小劇場演劇とは何か
〈小劇場演劇〉とは何か。
単に小規模な劇場で演じられる演劇、というだけでは括りきれず、小劇場から出発点した劇団が、劇場の規模を大きくしていっても、総称としては小劇場演劇と呼び習わされる。ことに演劇そのものの概念や形態が多様化、細分化している現代において、背景としての歴史も含め、小劇場演劇とは、どのようなジャンル(あるいは表現)を指すのだろうか。

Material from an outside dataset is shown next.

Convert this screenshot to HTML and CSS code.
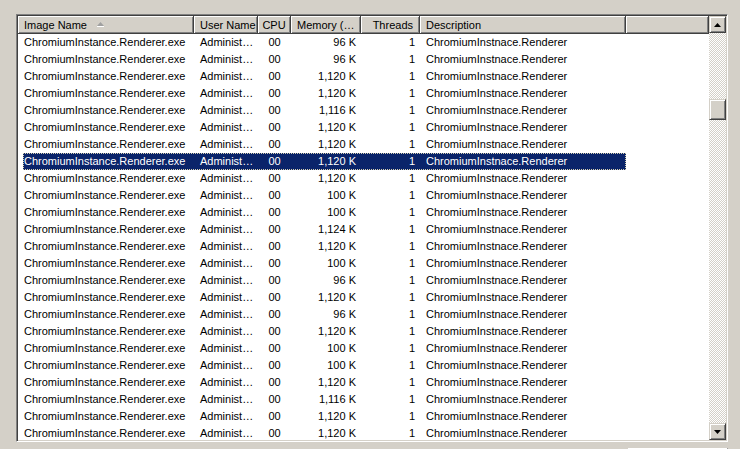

本書は、小劇場演劇の歴史や表現の多様性について、舞台を取り巻く政策や批評、海外の状況も紹介しながら考察したものである。古今東西、数かぎりなく存在する小劇場演劇のなかで、本書でふれえたのは、それらのごく一端にすぎない。通史的な記述はより緻密な時代区分のもとに巨視的/微視的に論じられ、概念の変化も検討されねばなるまい。個別具体的な表現者とその作品、ハードとしての小劇場、東京以外の地域、各国の状況(と日本との比較)など、とりあげるべき対象やテーマは無数にある。1960~90年代に拡張した小劇場演劇にかんしては、同時代を伴走した批評家や研究者等による文業が多数あり、それら研究史の整理も求められる。
それでも、本書に収録した種々の論考を通して、小劇場演劇が舞台と客席との関係を問いなおし、従来なかった表現を模索する場としても機能していた諸相が見てとれるのではないか。本書が「小劇場演劇とは何か」を再考していくための、ひとつのきっかけになれば幸いである。